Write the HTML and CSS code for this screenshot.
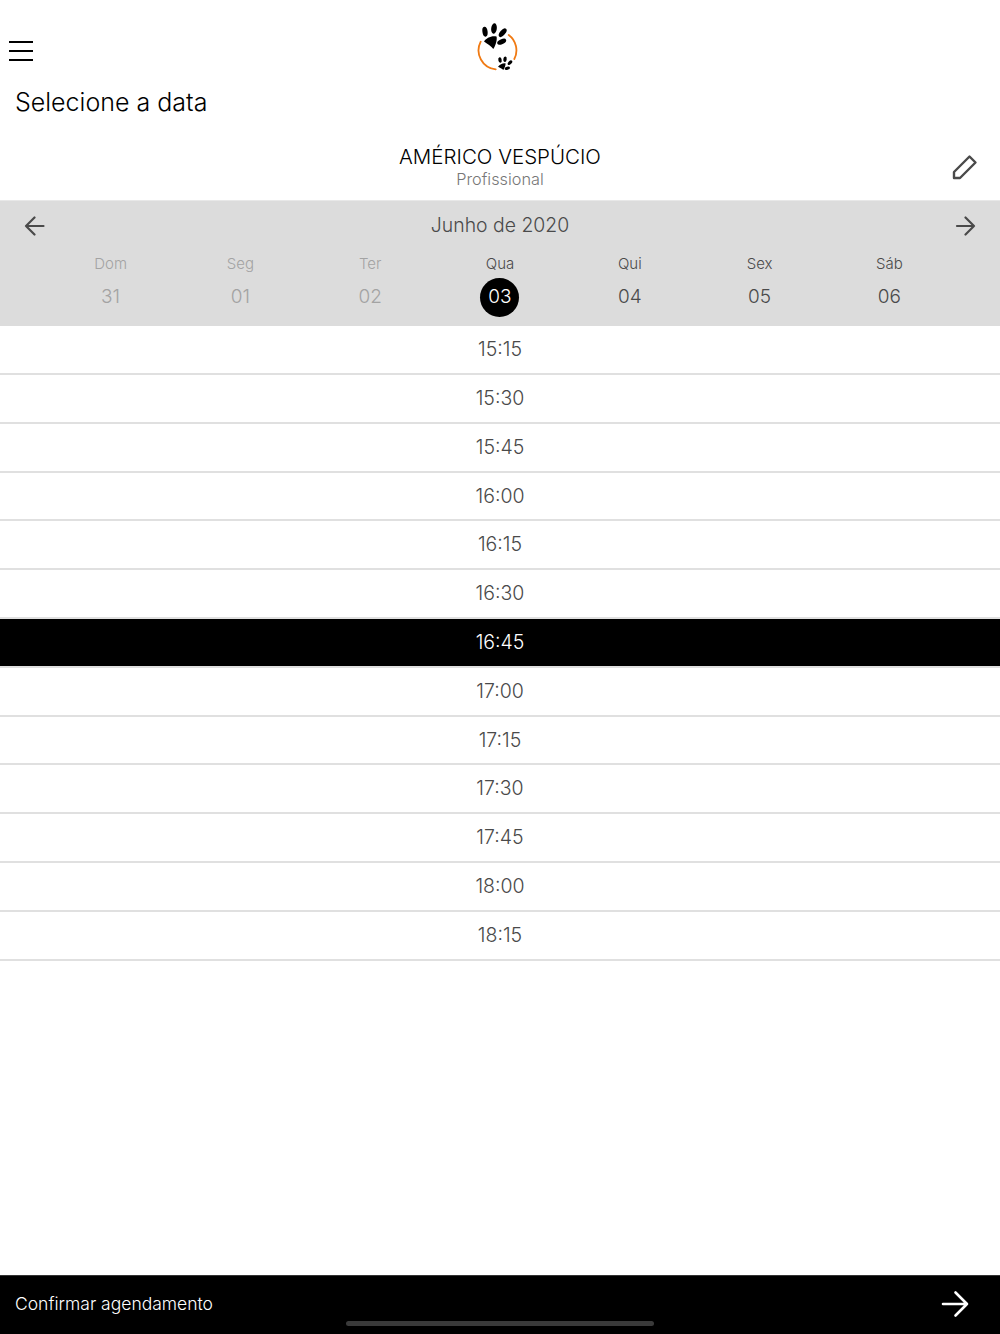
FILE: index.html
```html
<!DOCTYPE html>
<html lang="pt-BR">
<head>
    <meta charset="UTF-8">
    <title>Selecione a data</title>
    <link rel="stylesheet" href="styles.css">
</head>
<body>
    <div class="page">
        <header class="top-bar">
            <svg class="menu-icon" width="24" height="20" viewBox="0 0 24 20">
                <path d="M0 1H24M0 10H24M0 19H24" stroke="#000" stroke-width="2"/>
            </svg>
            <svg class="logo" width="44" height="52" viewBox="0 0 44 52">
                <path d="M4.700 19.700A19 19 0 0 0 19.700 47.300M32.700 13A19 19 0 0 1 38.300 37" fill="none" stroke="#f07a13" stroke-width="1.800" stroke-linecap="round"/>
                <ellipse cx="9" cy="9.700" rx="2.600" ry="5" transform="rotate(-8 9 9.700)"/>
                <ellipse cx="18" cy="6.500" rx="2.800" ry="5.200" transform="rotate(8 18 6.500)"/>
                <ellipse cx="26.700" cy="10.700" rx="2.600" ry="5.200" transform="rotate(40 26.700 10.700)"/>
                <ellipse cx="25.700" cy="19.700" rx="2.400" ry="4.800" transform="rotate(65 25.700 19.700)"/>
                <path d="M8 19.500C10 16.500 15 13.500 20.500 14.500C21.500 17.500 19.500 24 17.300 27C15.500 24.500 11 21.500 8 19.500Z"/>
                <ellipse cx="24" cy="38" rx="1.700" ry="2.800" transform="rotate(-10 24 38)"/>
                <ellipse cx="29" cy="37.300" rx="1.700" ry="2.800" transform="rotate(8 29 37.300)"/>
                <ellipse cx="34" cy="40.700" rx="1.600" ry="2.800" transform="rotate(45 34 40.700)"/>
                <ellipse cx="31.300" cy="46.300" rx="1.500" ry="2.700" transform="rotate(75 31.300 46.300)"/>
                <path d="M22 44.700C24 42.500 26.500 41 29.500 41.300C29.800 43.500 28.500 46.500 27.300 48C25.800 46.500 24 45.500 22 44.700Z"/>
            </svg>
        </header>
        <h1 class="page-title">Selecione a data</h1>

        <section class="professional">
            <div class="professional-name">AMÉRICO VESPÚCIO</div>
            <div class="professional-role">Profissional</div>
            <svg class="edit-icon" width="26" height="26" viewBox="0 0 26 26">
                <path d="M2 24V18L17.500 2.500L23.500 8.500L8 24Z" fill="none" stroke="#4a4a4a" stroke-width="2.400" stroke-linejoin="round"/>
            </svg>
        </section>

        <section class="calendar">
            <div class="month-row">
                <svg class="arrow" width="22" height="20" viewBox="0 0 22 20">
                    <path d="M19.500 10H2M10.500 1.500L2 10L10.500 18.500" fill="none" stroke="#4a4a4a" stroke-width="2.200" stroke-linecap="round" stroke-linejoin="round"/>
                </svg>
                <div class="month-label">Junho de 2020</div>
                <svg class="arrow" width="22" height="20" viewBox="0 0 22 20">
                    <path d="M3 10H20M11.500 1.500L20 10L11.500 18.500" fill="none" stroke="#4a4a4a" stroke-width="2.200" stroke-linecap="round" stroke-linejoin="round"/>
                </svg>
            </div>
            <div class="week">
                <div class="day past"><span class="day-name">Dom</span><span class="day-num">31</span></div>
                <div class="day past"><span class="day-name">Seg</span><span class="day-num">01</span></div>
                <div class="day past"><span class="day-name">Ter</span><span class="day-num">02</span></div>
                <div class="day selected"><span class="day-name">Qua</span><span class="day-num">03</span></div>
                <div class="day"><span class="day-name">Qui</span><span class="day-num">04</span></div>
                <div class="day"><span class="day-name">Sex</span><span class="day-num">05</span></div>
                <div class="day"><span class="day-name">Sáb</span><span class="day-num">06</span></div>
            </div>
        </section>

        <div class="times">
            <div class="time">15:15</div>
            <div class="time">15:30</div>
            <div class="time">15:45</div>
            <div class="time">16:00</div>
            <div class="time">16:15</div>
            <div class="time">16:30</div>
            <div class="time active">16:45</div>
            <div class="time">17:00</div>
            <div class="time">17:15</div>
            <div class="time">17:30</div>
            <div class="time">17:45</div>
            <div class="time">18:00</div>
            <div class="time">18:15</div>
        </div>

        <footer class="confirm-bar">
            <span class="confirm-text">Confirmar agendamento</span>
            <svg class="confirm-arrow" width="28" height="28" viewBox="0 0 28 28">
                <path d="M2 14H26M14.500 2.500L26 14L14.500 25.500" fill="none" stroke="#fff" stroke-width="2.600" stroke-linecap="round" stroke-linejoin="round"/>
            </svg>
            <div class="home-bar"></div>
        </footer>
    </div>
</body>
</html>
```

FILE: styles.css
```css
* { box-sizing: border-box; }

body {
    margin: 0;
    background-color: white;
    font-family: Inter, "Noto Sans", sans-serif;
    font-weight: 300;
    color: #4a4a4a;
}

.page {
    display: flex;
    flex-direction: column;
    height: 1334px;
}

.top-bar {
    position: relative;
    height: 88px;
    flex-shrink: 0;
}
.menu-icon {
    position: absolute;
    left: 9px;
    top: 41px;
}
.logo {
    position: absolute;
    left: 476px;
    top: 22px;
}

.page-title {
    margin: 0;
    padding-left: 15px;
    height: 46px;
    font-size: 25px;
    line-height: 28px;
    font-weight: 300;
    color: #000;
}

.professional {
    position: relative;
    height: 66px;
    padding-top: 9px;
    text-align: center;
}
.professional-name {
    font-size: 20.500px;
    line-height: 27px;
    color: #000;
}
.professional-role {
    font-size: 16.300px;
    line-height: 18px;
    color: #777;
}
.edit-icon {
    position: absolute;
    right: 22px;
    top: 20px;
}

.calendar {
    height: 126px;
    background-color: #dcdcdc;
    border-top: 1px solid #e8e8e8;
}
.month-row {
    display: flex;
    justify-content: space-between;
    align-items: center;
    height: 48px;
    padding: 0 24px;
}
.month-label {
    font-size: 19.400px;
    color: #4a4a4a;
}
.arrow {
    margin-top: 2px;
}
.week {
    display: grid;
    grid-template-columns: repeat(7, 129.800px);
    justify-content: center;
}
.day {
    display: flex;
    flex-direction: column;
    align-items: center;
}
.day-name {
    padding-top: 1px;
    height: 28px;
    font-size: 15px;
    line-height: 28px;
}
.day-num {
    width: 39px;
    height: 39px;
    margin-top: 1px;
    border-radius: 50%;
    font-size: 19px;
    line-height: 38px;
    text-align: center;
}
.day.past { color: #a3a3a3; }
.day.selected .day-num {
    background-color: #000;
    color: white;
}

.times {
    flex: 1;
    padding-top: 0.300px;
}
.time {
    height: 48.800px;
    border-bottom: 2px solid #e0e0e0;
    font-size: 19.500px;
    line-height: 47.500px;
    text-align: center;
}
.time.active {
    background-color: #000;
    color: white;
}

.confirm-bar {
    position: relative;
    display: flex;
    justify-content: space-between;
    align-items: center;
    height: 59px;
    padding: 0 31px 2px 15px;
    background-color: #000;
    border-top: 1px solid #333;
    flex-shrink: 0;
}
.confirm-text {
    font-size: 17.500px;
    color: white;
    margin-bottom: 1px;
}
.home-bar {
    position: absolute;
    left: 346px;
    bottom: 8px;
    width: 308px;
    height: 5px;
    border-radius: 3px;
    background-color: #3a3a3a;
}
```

·····

Your task is an exact transcription of all the data, minus the pictures.

Write the HTML and CSS code for this screenshot.
FILE: index.html
```html
<!DOCTYPE html>
<html lang="pt-BR">
<head>
    <meta charset="UTF-8">
    <title>Selecione a data</title>
    <link rel="stylesheet" href="styles.css">
</head>
<body>
    <div class="page">
        <header class="top-bar">
            <svg class="menu-icon" width="24" height="20" viewBox="0 0 24 20">
                <path d="M0 1H24M0 10H24M0 19H24" stroke="#000" stroke-width="2"/>
            </svg>
            <svg class="logo" width="44" height="52" viewBox="0 0 44 52">
                <path d="M4.700 19.700A19 19 0 0 0 19.700 47.300M32.700 13A19 19 0 0 1 38.300 37" fill="none" stroke="#f07a13" stroke-width="1.800" stroke-linecap="round"/>
                <ellipse cx="9" cy="9.700" rx="2.600" ry="5" transform="rotate(-8 9 9.700)"/>
                <ellipse cx="18" cy="6.500" rx="2.800" ry="5.200" transform="rotate(8 18 6.500)"/>
                <ellipse cx="26.700" cy="10.700" rx="2.600" ry="5.200" transform="rotate(40 26.700 10.700)"/>
                <ellipse cx="25.700" cy="19.700" rx="2.400" ry="4.800" transform="rotate(65 25.700 19.700)"/>
                <path d="M8 19.500C10 16.500 15 13.500 20.500 14.500C21.500 17.500 19.500 24 17.300 27C15.500 24.500 11 21.500 8 19.500Z"/>
                <ellipse cx="24" cy="38" rx="1.700" ry="2.800" transform="rotate(-10 24 38)"/>
                <ellipse cx="29" cy="37.300" rx="1.700" ry="2.800" transform="rotate(8 29 37.300)"/>
                <ellipse cx="34" cy="40.700" rx="1.600" ry="2.800" transform="rotate(45 34 40.700)"/>
                <ellipse cx="31.300" cy="46.300" rx="1.500" ry="2.700" transform="rotate(75 31.300 46.300)"/>
                <path d="M22 44.700C24 42.500 26.500 41 29.500 41.300C29.800 43.500 28.500 46.500 27.300 48C25.800 46.500 24 45.500 22 44.700Z"/>
            </svg>
        </header>
        <h1 class="page-title">Selecione a data</h1>

        <section class="professional">
            <div class="professional-name">AMÉRICO VESPÚCIO</div>
            <div class="professional-role">Profissional</div>
            <svg class="edit-icon" width="26" height="26" viewBox="0 0 26 26">
                <path d="M2 24V18L17.500 2.500L23.500 8.500L8 24Z" fill="none" stroke="#4a4a4a" stroke-width="2.400" stroke-linejoin="round"/>
            </svg>
        </section>

        <section class="calendar">
            <div class="month-row">
                <svg class="arrow" width="22" height="20" viewBox="0 0 22 20">
                    <path d="M19.500 10H2M10.500 1.500L2 10L10.500 18.500" fill="none" stroke="#4a4a4a" stroke-width="2.200" stroke-linecap="round" stroke-linejoin="round"/>
                </svg>
                <div class="month-label">Junho de 2020</div>
                <svg class="arrow" width="22" height="20" viewBox="0 0 22 20">
                    <path d="M3 10H20M11.500 1.500L20 10L11.500 18.500" fill="none" stroke="#4a4a4a" stroke-width="2.200" stroke-linecap="round" stroke-linejoin="round"/>
                </svg>
            </div>
            <div class="week">
                <div class="day past"><span class="day-name">Dom</span><span class="day-num">31</span></div>
                <div class="day past"><span class="day-name">Seg</span><span class="day-num">01</span></div>
                <div class="day past"><span class="day-name">Ter</span><span class="day-num">02</span></div>
                <div class="day selected"><span class="day-name">Qua</span><span class="day-num">03</span></div>
                <div class="day"><span class="day-name">Qui</span><span class="day-num">04</span></div>
                <div class="day"><span class="day-name">Sex</span><span class="day-num">05</span></div>
                <div class="day"><span class="day-name">Sáb</span><span class="day-num">06</span></div>
            </div>
        </section>

        <div class="times">
            <div class="time">15:15</div>
            <div class="time">15:30</div>
            <div class="time">15:45</div>
            <div class="time">16:00</div>
            <div class="time">16:15</div>
            <div class="time">16:30</div>
            <div class="time active">16:45</div>
            <div class="time">17:00</div>
            <div class="time">17:15</div>
            <div class="time">17:30</div>
            <div class="time">17:45</div>
            <div class="time">18:00</div>
            <div class="time">18:15</div>
        </div>

        <footer class="confirm-bar">
            <span class="confirm-text">Confirmar agendamento</span>
            <svg class="confirm-arrow" width="28" height="28" viewBox="0 0 28 28">
                <path d="M2 14H26M14.500 2.500L26 14L14.500 25.500" fill="none" stroke="#fff" stroke-width="2.600" stroke-linecap="round" stroke-linejoin="round"/>
            </svg>
            <div class="home-bar"></div>
        </footer>
    </div>
</body>
</html>
```

FILE: styles.css
```css
* { box-sizing: border-box; }

body {
    margin: 0;
    background-color: white;
    font-family: Inter, "Noto Sans", sans-serif;
    font-weight: 300;
    color: #4a4a4a;
}

.page {
    display: flex;
    flex-direction: column;
    height: 1334px;
}

.top-bar {
    position: relative;
    height: 88px;
    flex-shrink: 0;
}
.menu-icon {
    position: absolute;
    left: 9px;
    top: 41px;
}
.logo {
    position: absolute;
    left: 476px;
    top: 22px;
}

.page-title {
    margin: 0;
    padding-left: 15px;
    height: 46px;
    font-size: 25px;
    line-height: 28px;
    font-weight: 300;
    color: #000;
}

.professional {
    position: relative;
    height: 66px;
    padding-top: 9px;
    text-align: center;
}
.professional-name {
    font-size: 20.500px;
    line-height: 27px;
    color: #000;
}
.professional-role {
    font-size: 16.300px;
    line-height: 18px;
    color: #777;
}
.edit-icon {
    position: absolute;
    right: 22px;
    top: 20px;
}

.calendar {
    height: 126px;
    background-color: #dcdcdc;
    border-top: 1px solid #e8e8e8;
}
.month-row {
    display: flex;
    justify-content: space-between;
    align-items: center;
    height: 48px;
    padding: 0 24px;
}
.month-label {
    font-size: 19.400px;
    color: #4a4a4a;
}
.arrow {
    margin-top: 2px;
}
.week {
    display: grid;
    grid-template-columns: repeat(7, 129.800px);
    justify-content: center;
}
.day {
    display: flex;
    flex-direction: column;
    align-items: center;
}
.day-name {
    padding-top: 1px;
    height: 28px;
    font-size: 15px;
    line-height: 28px;
}
.day-num {
    width: 39px;
    height: 39px;
    margin-top: 1px;
    border-radius: 50%;
    font-size: 19px;
    line-height: 38px;
    text-align: center;
}
.day.past { color: #a3a3a3; }
.day.selected .day-num {
    background-color: #000;
    color: white;
}

.times {
    flex: 1;
    padding-top: 0.300px;
}
.time {
    height: 48.800px;
    border-bottom: 2px solid #e0e0e0;
    font-size: 19.500px;
    line-height: 47.500px;
    text-align: center;
}
.time.active {
    background-color: #000;
    color: white;
}

.confirm-bar {
    position: relative;
    display: flex;
    justify-content: space-between;
    align-items: center;
    height: 59px;
    padding: 0 31px 2px 15px;
    background-color: #000;
    border-top: 1px solid #333;
    flex-shrink: 0;
}
.confirm-text {
    font-size: 17.500px;
    color: white;
    margin-bottom: 1px;
}
.home-bar {
    position: absolute;
    left: 346px;
    bottom: 8px;
    width: 308px;
    height: 5px;
    border-radius: 3px;
    background-color: #3a3a3a;
}
```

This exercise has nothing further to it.